--- start of Stored data ---
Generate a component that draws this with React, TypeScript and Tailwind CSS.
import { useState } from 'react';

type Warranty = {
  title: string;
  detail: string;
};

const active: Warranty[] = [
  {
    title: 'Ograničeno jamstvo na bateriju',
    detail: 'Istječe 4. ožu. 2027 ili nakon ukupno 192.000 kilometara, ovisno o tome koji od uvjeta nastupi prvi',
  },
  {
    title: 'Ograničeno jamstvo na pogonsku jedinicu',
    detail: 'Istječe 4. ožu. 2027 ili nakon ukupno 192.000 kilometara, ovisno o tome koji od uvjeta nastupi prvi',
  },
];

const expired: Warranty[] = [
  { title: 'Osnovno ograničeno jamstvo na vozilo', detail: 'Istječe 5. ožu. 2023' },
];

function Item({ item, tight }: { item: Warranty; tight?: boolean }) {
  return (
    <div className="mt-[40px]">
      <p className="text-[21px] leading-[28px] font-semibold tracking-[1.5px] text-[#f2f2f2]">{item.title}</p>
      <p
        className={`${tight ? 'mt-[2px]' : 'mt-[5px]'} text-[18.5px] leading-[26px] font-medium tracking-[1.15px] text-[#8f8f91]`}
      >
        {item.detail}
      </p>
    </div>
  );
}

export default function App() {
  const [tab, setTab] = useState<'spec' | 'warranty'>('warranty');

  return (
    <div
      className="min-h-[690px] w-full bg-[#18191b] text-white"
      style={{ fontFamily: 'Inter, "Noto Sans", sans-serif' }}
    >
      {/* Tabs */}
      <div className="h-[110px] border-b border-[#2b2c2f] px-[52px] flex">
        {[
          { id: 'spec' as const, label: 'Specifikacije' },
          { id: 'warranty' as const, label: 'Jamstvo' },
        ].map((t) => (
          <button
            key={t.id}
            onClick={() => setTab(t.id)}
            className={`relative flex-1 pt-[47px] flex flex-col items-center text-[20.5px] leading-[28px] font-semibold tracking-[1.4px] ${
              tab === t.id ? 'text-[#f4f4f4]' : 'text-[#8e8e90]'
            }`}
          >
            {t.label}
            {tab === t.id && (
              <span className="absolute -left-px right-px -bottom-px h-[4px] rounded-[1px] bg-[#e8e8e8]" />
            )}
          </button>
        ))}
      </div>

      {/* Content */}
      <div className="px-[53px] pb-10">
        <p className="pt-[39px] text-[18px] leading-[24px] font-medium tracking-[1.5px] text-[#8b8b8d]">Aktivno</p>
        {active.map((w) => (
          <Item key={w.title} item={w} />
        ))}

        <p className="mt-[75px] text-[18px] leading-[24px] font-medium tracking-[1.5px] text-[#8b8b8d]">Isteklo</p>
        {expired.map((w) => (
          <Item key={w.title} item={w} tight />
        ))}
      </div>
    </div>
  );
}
--- end of Stored data ---
Prompt:
Transcribe the material above in its entirety. Match it exactly.

Response to the exercise:
Generate a component that draws this with React, TypeScript and Tailwind CSS.
import { useState } from 'react';

type Warranty = {
  title: string;
  detail: string;
};

const active: Warranty[] = [
  {
    title: 'Ograničeno jamstvo na bateriju',
    detail: 'Istječe 4. ožu. 2027 ili nakon ukupno 192.000 kilometara, ovisno o tome koji od uvjeta nastupi prvi',
  },
  {
    title: 'Ograničeno jamstvo na pogonsku jedinicu',
    detail: 'Istječe 4. ožu. 2027 ili nakon ukupno 192.000 kilometara, ovisno o tome koji od uvjeta nastupi prvi',
  },
];

const expired: Warranty[] = [
  { title: 'Osnovno ograničeno jamstvo na vozilo', detail: 'Istječe 5. ožu. 2023' },
];

function Item({ item, tight }: { item: Warranty; tight?: boolean }) {
  return (
    <div className="mt-[40px]">
      <p className="text-[21px] leading-[28px] font-semibold tracking-[1.5px] text-[#f2f2f2]">{item.title}</p>
      <p
        className={`${tight ? 'mt-[2px]' : 'mt-[5px]'} text-[18.5px] leading-[26px] font-medium tracking-[1.15px] text-[#8f8f91]`}
      >
        {item.detail}
      </p>
    </div>
  );
}

export default function App() {
  const [tab, setTab] = useState<'spec' | 'warranty'>('warranty');

  return (
    <div
      className="min-h-[690px] w-full bg-[#18191b] text-white"
      style={{ fontFamily: 'Inter, "Noto Sans", sans-serif' }}
    >
      {/* Tabs */}
      <div className="h-[110px] border-b border-[#2b2c2f] px-[52px] flex">
        {[
          { id: 'spec' as const, label: 'Specifikacije' },
          { id: 'warranty' as const, label: 'Jamstvo' },
        ].map((t) => (
          <button
            key={t.id}
            onClick={() => setTab(t.id)}
            className={`relative flex-1 pt-[47px] flex flex-col items-center text-[20.5px] leading-[28px] font-semibold tracking-[1.4px] ${
              tab === t.id ? 'text-[#f4f4f4]' : 'text-[#8e8e90]'
            }`}
          >
            {t.label}
            {tab === t.id && (
              <span className="absolute -left-px right-px -bottom-px h-[4px] rounded-[1px] bg-[#e8e8e8]" />
            )}
          </button>
        ))}
      </div>

      {/* Content */}
      <div className="px-[53px] pb-10">
        <p className="pt-[39px] text-[18px] leading-[24px] font-medium tracking-[1.5px] text-[#8b8b8d]">Aktivno</p>
        {active.map((w) => (
          <Item key={w.title} item={w} />
        ))}

        <p className="mt-[75px] text-[18px] leading-[24px] font-medium tracking-[1.5px] text-[#8b8b8d]">Isteklo</p>
        {expired.map((w) => (
          <Item key={w.title} item={w} tight />
        ))}
      </div>
    </div>
  );
}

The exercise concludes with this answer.